WWF 29 May 13;
The United Nations Security Council today will be briefed on the severe and escalating threat to peace and security posed by Central Africa’s heavily-armed elephant poaching gangs.
In a report to the world’s highest international security body, UN Secretary-General Ban Ki-moon says, “Poaching and its potential linkages to other criminal, even terrorist, activities constitute a grave menace to sustainable peace and security in Central Africa.”
The Secretary-General’s report highlights increasing links between elephant poaching, weapons proliferation and regional insecurity. “Illegal ivory trade may currently constitute an important source of funding for armed groups,” the report says. “Also of concern is that poachers are using more and more sophisticated and powerful weapons, some of which, it is believed, might be originating from the fallout in Libya.”
“The spread of cross-border poaching in Central Africa and its links to sophisticated armed groups is alarming. We have seen the devastating impact of this crime in too many countries,” said WWF International Director General Jim Leape. “I echo Secretary-General Ban Ki-moon’s deep concern for the security of the region.”

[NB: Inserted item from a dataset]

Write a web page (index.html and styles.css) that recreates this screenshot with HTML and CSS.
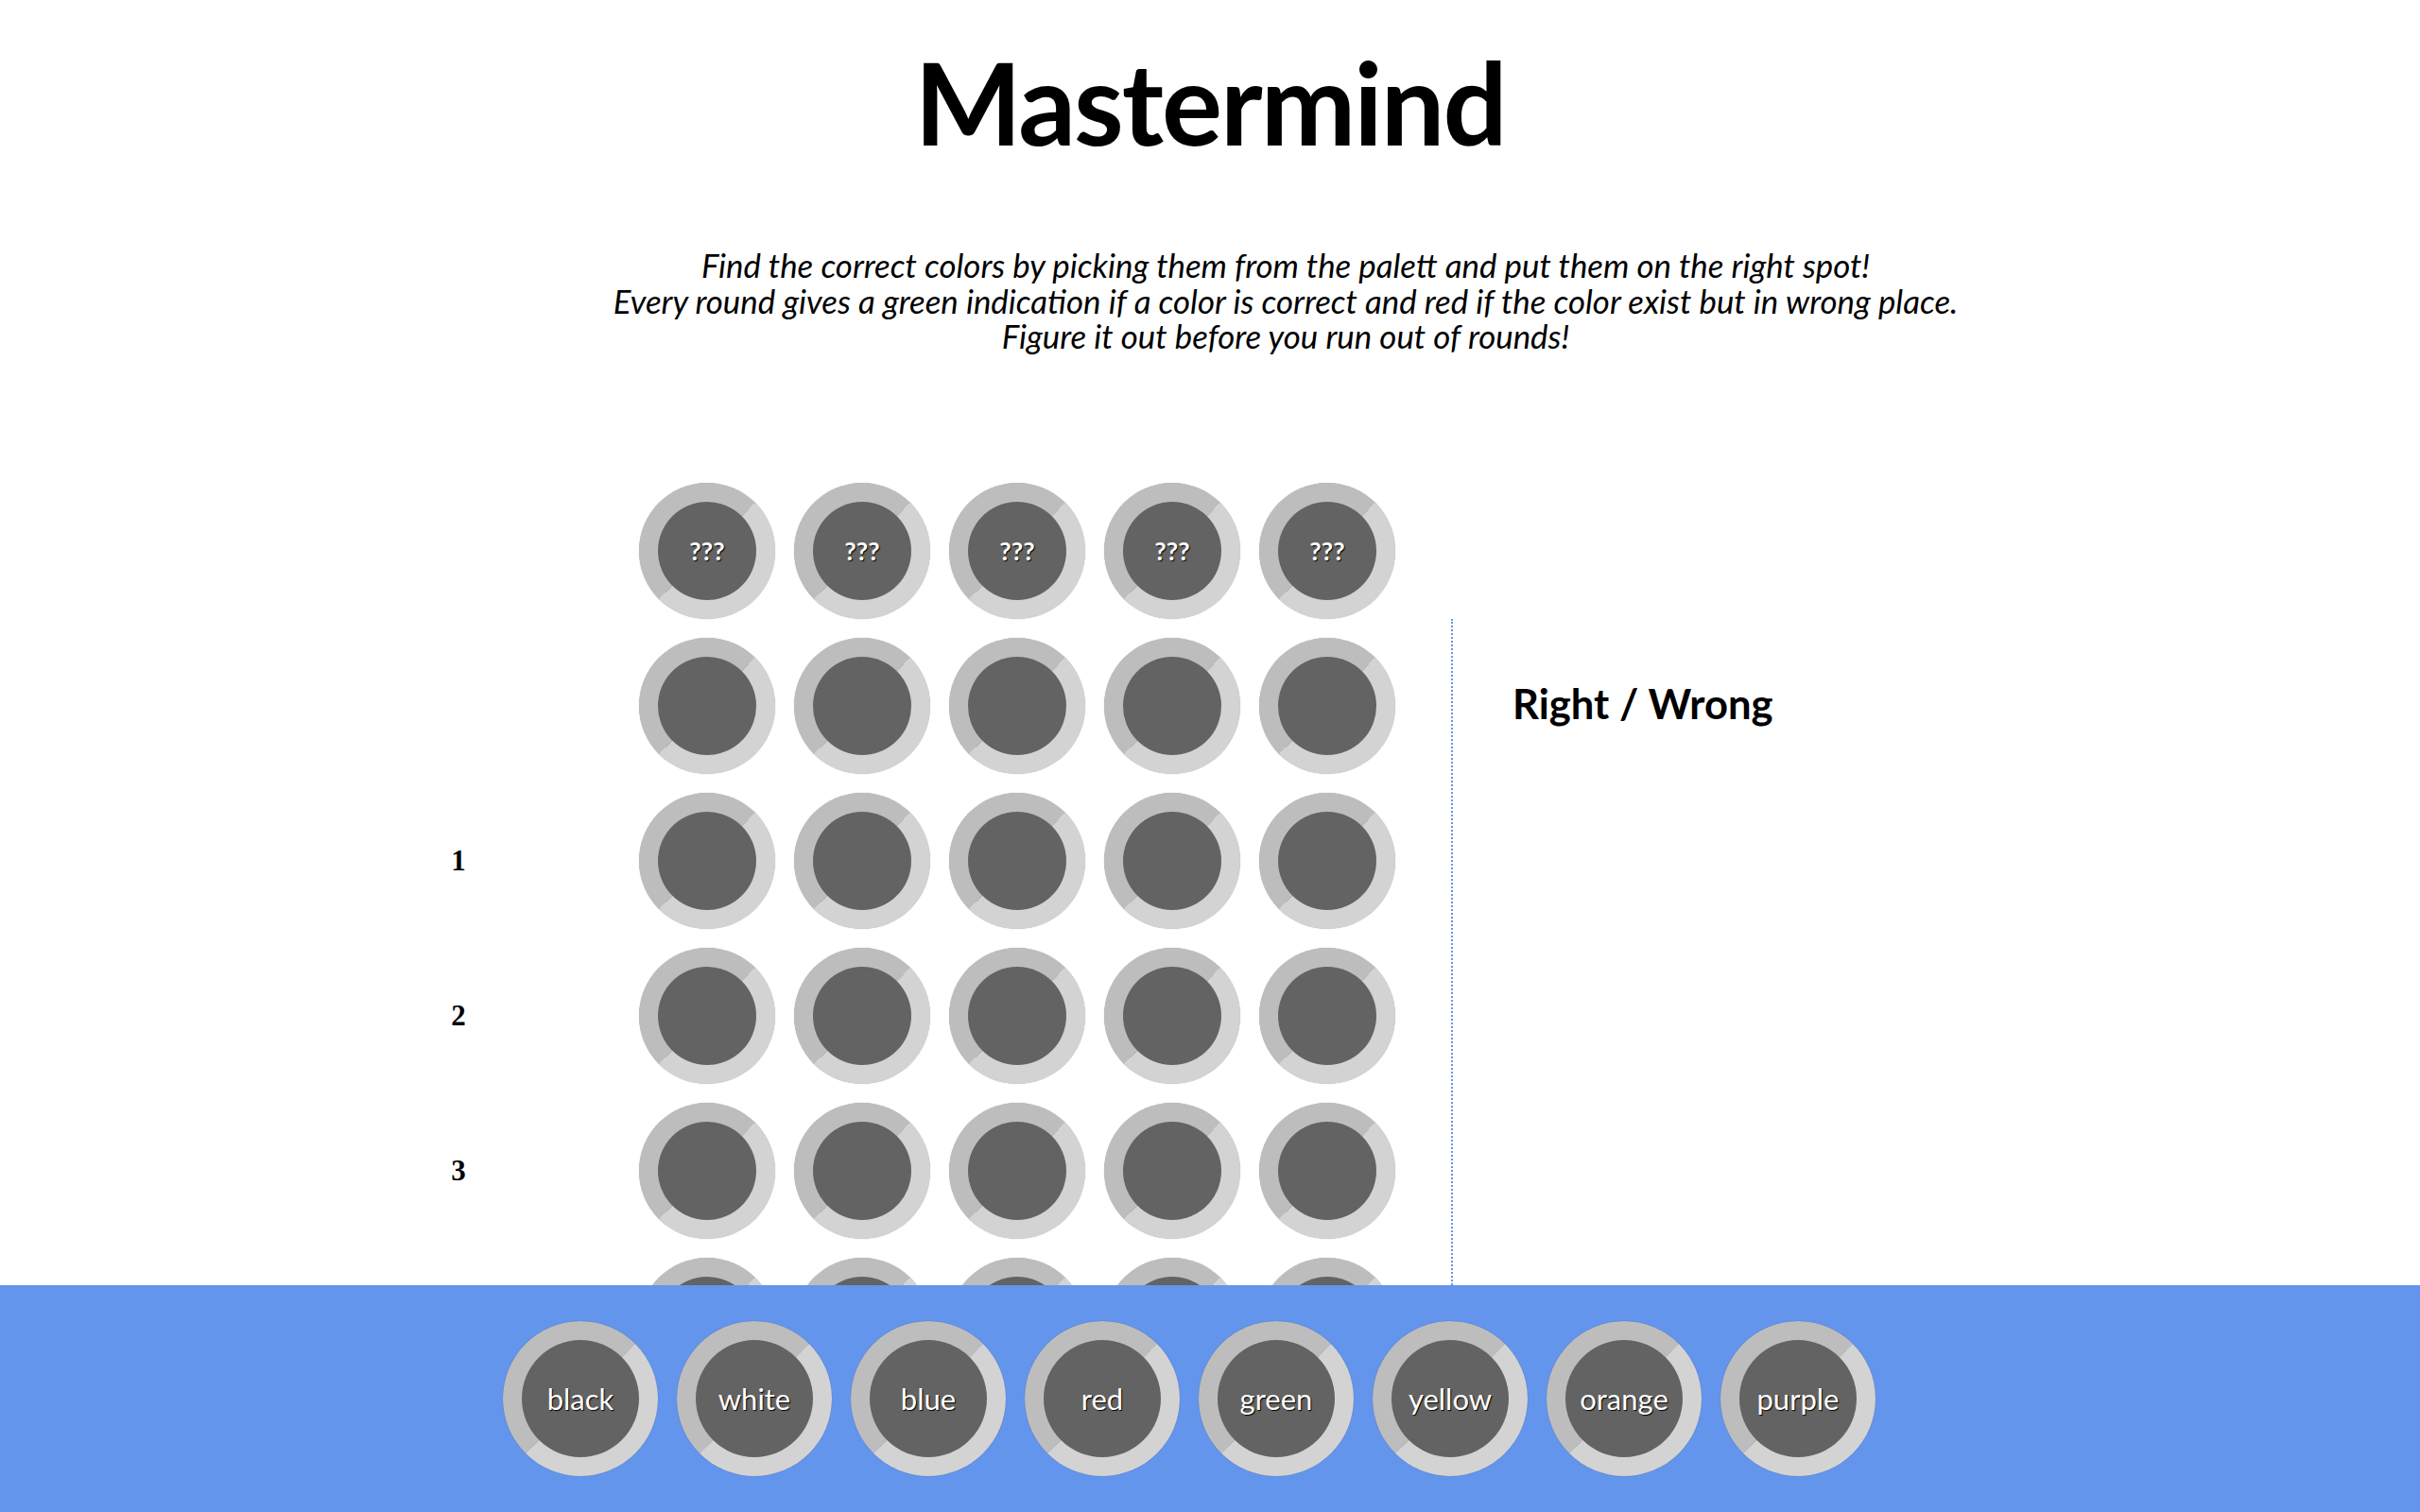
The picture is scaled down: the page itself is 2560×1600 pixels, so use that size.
FILE: index.html
```html
<!DOCTYPE html>
<html lang="en">
<head>
<meta charset="utf-8">
<title>Mastermind</title>
<link rel="stylesheet" href="styles.css">
</head>
<body>
<header class="head">
  <h1 class="title">Mastermind</h1>
  <p class="intro">Find the correct colors by picking them from the palett and put them on the right spot!<br>Every round gives a green indication if a color is correct and red if the color exist but in wrong place.<br>Figure it out before you run out of rounds!</p>
</header>

<section class="board">
  <div class="row answer">
    <span class="num"></span>
    <div class="pegs">
      <div class="peg"><span class="q">???</span></div>
      <div class="peg"><span class="q">???</span></div>
      <div class="peg"><span class="q">???</span></div>
      <div class="peg"><span class="q">???</span></div>
      <div class="peg"><span class="q">???</span></div>
    </div>
  </div>
  <div class="game">
    <div class="guesses">
      <div class="row"><span class="num"></span><div class="pegs"><div class="peg"></div><div class="peg"></div><div class="peg"></div><div class="peg"></div><div class="peg"></div></div></div>
      <div class="row"><span class="num">1</span><div class="pegs"><div class="peg"></div><div class="peg"></div><div class="peg"></div><div class="peg"></div><div class="peg"></div></div></div>
      <div class="row"><span class="num">2</span><div class="pegs"><div class="peg"></div><div class="peg"></div><div class="peg"></div><div class="peg"></div><div class="peg"></div></div></div>
      <div class="row"><span class="num">3</span><div class="pegs"><div class="peg"></div><div class="peg"></div><div class="peg"></div><div class="peg"></div><div class="peg"></div></div></div>
      <div class="row"><span class="num"></span><div class="pegs"><div class="peg"></div><div class="peg"></div><div class="peg"></div><div class="peg"></div><div class="peg"></div></div></div>
    </div>
    <aside class="verdict">
      <h2 class="verdict-title">Right / Wrong</h2>
    </aside>
  </div>
</section>

<footer class="palette">
  <div class="swatches">
    <div class="swatch"><span>black</span></div>
    <div class="swatch"><span>white</span></div>
    <div class="swatch"><span>blue</span></div>
    <div class="swatch"><span>red</span></div>
    <div class="swatch"><span>green</span></div>
    <div class="swatch"><span>yellow</span></div>
    <div class="swatch"><span>orange</span></div>
    <div class="swatch"><span>purple</span></div>
  </div>
</footer>
</body>
</html>
```

FILE: styles.css
```css
* { box-sizing: content-box; }

body {
  margin: 0;
  background: #ffffff;
  color: #000000;
  font-family: "Lato", "Open Sans", sans-serif;
}

.head {
  text-align: center;
}

.title {
  margin: 36px 0 0;
  font-size: 120px;
  font-weight: 700;
  letter-spacing: -2px;
  line-height: normal;
}

.intro {
  margin: 82px 0 0;
  padding-left: 160px;
  font-size: 34.8px;
  font-style: italic;
  line-height: 37.5px;
}

.board {
  margin: 136px 0 0 385px;
}

.row {
  display: flex;
  align-items: center;
}

.num {
  width: 200px;
  margin-right: 91px;
  text-align: center;
  font-family: "Liberation Serif", "Times New Roman", serif;
  font-weight: 700;
  font-size: 31px;
}

.pegs {
  display: flex;
  gap: 20px;
}

.peg,
.swatch {
  display: flex;
  align-items: center;
  justify-content: center;
  width: 104px;
  height: 104px;
  border-radius: 50%;
  border: 20px solid;
  border-color: #bdbdbd #d3d3d3 #d3d3d3 #bdbdbd;
  background: #636363;
  box-shadow: 0 0 1px rgba(0, 0, 0, 0.35);
}

.q {
  color: #ffffff;
  font-size: 27px;
  font-weight: 700;
  text-shadow: 1px 1px 1px #000000;
}

.game {
  display: flex;
  align-items: stretch;
}

.guesses {
  display: flex;
  flex-direction: column;
  gap: 20px;
  padding-top: 20px;
}

.verdict {
  margin-left: 59px;
  padding: 20px 0 0 63px;
  border-left: 2px dotted #6495ed;
}

.verdict-title {
  margin: -3px 0 0;
  font-size: 43.6px;
  font-weight: 700;
  line-height: 144px;
}

.palette {
  position: fixed;
  left: 0;
  right: 0;
  bottom: 0;
  height: 240px;
  background: #6495ed;
  display: flex;
  align-items: center;
  justify-content: center;
  padding-right: 44px;
}

.swatches {
  display: flex;
  gap: 20px;
}

.swatch {
  width: 124px;
  height: 124px;
}

.swatch span {
  color: #ffffff;
  font-size: 31px;
  text-shadow: 1px 1px 1px #000000;
}
```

Report of the Secretary-General on the activities of the United Nations Regional Office for Central Africa and on the Lord’s Resistance Army-affected areas was made available in advance of a dedicated Security Council session to be held at UN headquarters in New York this morning.
The report references a steep decline in Central African elephant populations over the past decade and observes that multiple mass slaughters of the animals have been reported in protected areas in recent months. Poachers seeking ivory are believed to be responsible for elephant massacres in Chad, Cameroon, Gabon and Central African Republic.
“The situation has become so serious,” Ban writes, that national military responses have become necessary “to hunt down poachers”. The Secretary-General urges Central African governments to respond to the major national and regional security concerns posed by poaching through “concerted and coordinated action.”
Leape said: “To ensure peace, security and prosperity in Central Africa, efforts must be taken at the highest level to combat wildlife trafficking. I urge the governments of Central Africa to strengthen enforcement and criminal justice responses to wildlife crime and to address the linkages between it and other international crimes.”
The WWF Director General tomorrow will join Gabon President Ali Bongo Ondimba and African Development Bank President Donald Kaberuka to examine the threat of illicit wildlife trafficking to sustainable economic development in Africa. The discussion will take place as part of the African Development Bank’s annual meetings in Marrakech, Morocco and is expected to be attended by government and institutional officials from across the continent.